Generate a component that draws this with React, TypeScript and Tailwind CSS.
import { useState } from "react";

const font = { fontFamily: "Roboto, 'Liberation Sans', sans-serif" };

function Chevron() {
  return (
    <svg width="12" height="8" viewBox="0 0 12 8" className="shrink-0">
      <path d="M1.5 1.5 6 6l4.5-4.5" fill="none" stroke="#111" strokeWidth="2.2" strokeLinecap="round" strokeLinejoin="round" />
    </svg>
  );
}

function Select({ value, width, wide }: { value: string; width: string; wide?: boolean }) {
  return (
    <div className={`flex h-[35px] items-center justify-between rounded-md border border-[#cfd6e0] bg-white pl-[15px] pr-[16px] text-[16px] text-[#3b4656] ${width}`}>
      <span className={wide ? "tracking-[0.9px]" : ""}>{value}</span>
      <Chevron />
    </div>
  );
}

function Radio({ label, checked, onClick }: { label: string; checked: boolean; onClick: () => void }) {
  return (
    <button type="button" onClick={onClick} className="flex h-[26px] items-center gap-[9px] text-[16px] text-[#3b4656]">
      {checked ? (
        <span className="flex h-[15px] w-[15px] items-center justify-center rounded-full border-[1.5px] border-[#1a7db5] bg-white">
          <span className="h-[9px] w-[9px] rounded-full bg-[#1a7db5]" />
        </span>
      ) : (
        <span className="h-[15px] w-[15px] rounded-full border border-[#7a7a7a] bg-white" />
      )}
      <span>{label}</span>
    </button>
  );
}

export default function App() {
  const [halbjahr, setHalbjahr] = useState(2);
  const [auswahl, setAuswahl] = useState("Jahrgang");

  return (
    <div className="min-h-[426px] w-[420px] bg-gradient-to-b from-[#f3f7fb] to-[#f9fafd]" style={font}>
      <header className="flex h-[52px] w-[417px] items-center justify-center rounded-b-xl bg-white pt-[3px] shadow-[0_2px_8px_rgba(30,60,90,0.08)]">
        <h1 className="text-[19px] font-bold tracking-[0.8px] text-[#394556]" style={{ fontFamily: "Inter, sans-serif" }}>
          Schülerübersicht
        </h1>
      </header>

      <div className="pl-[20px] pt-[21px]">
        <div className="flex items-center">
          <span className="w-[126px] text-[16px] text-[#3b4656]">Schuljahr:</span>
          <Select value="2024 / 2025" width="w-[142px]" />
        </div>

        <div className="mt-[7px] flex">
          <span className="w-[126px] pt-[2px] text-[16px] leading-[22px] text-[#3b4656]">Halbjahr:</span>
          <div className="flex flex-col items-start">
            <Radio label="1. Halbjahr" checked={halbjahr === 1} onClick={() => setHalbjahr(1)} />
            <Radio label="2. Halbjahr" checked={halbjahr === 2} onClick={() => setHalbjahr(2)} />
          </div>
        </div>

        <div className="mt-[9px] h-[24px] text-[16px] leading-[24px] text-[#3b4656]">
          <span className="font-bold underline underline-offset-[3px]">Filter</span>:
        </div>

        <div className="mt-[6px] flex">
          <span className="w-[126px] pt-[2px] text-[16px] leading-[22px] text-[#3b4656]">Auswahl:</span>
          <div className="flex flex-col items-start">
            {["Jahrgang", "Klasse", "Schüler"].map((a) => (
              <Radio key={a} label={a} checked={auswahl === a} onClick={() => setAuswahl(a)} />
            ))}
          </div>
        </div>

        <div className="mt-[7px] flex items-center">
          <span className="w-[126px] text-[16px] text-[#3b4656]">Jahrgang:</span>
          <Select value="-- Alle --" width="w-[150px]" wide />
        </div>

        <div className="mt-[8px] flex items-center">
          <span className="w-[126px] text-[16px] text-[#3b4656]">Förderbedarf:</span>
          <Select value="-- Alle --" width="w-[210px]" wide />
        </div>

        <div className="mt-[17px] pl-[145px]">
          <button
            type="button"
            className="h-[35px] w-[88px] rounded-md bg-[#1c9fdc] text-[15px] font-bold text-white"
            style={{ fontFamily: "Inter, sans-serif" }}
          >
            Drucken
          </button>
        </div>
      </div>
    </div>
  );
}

■ ■ ■ ■ ■

▶ **What to work on**:
Your task is to repeat the data exactly; please include every line.

▶ **Answer to the problem**:
Generate a component that draws this with React, TypeScript and Tailwind CSS.
import { useState } from "react";

const font = { fontFamily: "Roboto, 'Liberation Sans', sans-serif" };

function Chevron() {
  return (
    <svg width="12" height="8" viewBox="0 0 12 8" className="shrink-0">
      <path d="M1.5 1.5 6 6l4.5-4.5" fill="none" stroke="#111" strokeWidth="2.2" strokeLinecap="round" strokeLinejoin="round" />
    </svg>
  );
}

function Select({ value, width, wide }: { value: string; width: string; wide?: boolean }) {
  return (
    <div className={`flex h-[35px] items-center justify-between rounded-md border border-[#cfd6e0] bg-white pl-[15px] pr-[16px] text-[16px] text-[#3b4656] ${width}`}>
      <span className={wide ? "tracking-[0.9px]" : ""}>{value}</span>
      <Chevron />
    </div>
  );
}

function Radio({ label, checked, onClick }: { label: string; checked: boolean; onClick: () => void }) {
  return (
    <button type="button" onClick={onClick} className="flex h-[26px] items-center gap-[9px] text-[16px] text-[#3b4656]">
      {checked ? (
        <span className="flex h-[15px] w-[15px] items-center justify-center rounded-full border-[1.5px] border-[#1a7db5] bg-white">
          <span className="h-[9px] w-[9px] rounded-full bg-[#1a7db5]" />
        </span>
      ) : (
        <span className="h-[15px] w-[15px] rounded-full border border-[#7a7a7a] bg-white" />
      )}
      <span>{label}</span>
    </button>
  );
}

export default function App() {
  const [halbjahr, setHalbjahr] = useState(2);
  const [auswahl, setAuswahl] = useState("Jahrgang");

  return (
    <div className="min-h-[426px] w-[420px] bg-gradient-to-b from-[#f3f7fb] to-[#f9fafd]" style={font}>
      <header className="flex h-[52px] w-[417px] items-center justify-center rounded-b-xl bg-white pt-[3px] shadow-[0_2px_8px_rgba(30,60,90,0.08)]">
        <h1 className="text-[19px] font-bold tracking-[0.8px] text-[#394556]" style={{ fontFamily: "Inter, sans-serif" }}>
          Schülerübersicht
        </h1>
      </header>

      <div className="pl-[20px] pt-[21px]">
        <div className="flex items-center">
          <span className="w-[126px] text-[16px] text-[#3b4656]">Schuljahr:</span>
          <Select value="2024 / 2025" width="w-[142px]" />
        </div>

        <div className="mt-[7px] flex">
          <span className="w-[126px] pt-[2px] text-[16px] leading-[22px] text-[#3b4656]">Halbjahr:</span>
          <div className="flex flex-col items-start">
            <Radio label="1. Halbjahr" checked={halbjahr === 1} onClick={() => setHalbjahr(1)} />
            <Radio label="2. Halbjahr" checked={halbjahr === 2} onClick={() => setHalbjahr(2)} />
          </div>
        </div>

        <div className="mt-[9px] h-[24px] text-[16px] leading-[24px] text-[#3b4656]">
          <span className="font-bold underline underline-offset-[3px]">Filter</span>:
        </div>

        <div className="mt-[6px] flex">
          <span className="w-[126px] pt-[2px] text-[16px] leading-[22px] text-[#3b4656]">Auswahl:</span>
          <div className="flex flex-col items-start">
            {["Jahrgang", "Klasse", "Schüler"].map((a) => (
              <Radio key={a} label={a} checked={auswahl === a} onClick={() => setAuswahl(a)} />
            ))}
          </div>
        </div>

        <div className="mt-[7px] flex items-center">
          <span className="w-[126px] text-[16px] text-[#3b4656]">Jahrgang:</span>
          <Select value="-- Alle --" width="w-[150px]" wide />
        </div>

        <div className="mt-[8px] flex items-center">
          <span className="w-[126px] text-[16px] text-[#3b4656]">Förderbedarf:</span>
          <Select value="-- Alle --" width="w-[210px]" wide />
        </div>

        <div className="mt-[17px] pl-[145px]">
          <button
            type="button"
            className="h-[35px] w-[88px] rounded-md bg-[#1c9fdc] text-[15px] font-bold text-white"
            style={{ fontFamily: "Inter, sans-serif" }}
          >
            Drucken
          </button>
        </div>
      </div>
    </div>
  );
}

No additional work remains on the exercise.